The mediators are meeting amid the slow implementation of the truce and as aid workers say Eritrean troops remain.
Mediators between Ethiopia’s federal government and authorities in the Tigray region, embroiled until last month in a brutal war, are stepping up efforts to enforce a truce as relations between the two sides inch closer towards normality.
The November 2 ceasefire quietened a two-year conflict that killed tens of thousands and displaced millions in the Horn of Africa country, but the implementation of parts of the deal has been slower than hoped.
Humanitarian workers in Tigray say troops from neighboring Eritrea – which should have withdrawn under the terms of the truce – are still present in several towns there, a region where millions remain hungry and needing aid.
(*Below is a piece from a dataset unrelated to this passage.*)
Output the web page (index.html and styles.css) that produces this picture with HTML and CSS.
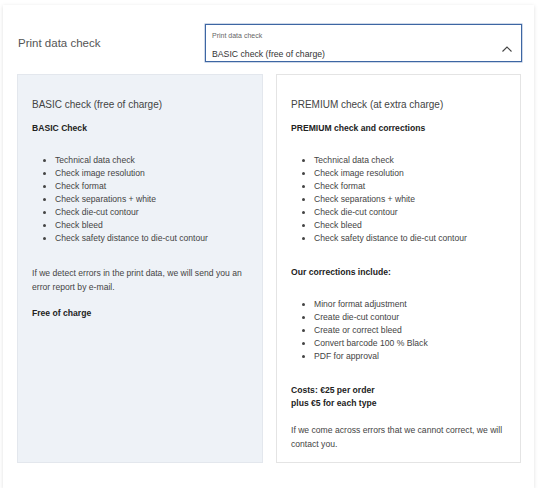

Eritrea’s government has not commented.
The issue of Eritrean forces and the restoration of services and humanitarian aid to Tigray were expected to be on the agenda of a monitoring team being set up by the mediators.
The mediators were gathering in Tigray’s capital Mekelle, Nuur Mohamud Sheekh, spokesperson for the regional Intergovernmental Authority on Development (IGAD), said on Thursday.
After more than a month’s delay, a joint monitoring and verification team comprising representatives of the government, the Tigray People’s Liberation Front (TPLF), and IGAD has been assigned, government national security adviser Redwan Hussien told Reuters.
Tigrayan leaders have complained about delays in establishing the monitoring team and implementing other provisions of the truce.
Federal police said their officers had entered Mekelle and begun operations protecting federal institutions such as banks, the airport, and power and telecom infrastructures, in line with the provisions of the truce.
Getachew Reda, spokesperson for the regional TPLF, did not respond to requests for comment.
Meanwhile, state-owned Ethiopian Airlines resumed flights on Wednesday to Mekelle, the first in 18 months. Ethio Telecom reconnected its services to Mekelle and 27 other towns, while the government says humanitarian aid is being ramped up.
“We applaud the signing and launch of the African Union’s Monitoring, Verification and Compliance Mission (AU-MVCM) in Mekele, another important step toward securing a lasting peace for the people of northern Ethiopia,” United States Secretary of State Antony Blinken said in a written statement issued on Thursday.
“The United States stands ready to support the AU-MVCM and full implementation of the cessation of hostilities agreement (COHA), which includes disarmament of Tigray People’s Liberation Front (TPLF) combatants, withdrawal of Eritrean forces, unimpeded humanitarian access, resumption of essential services, and implementation of transitional justice,” Blinken said.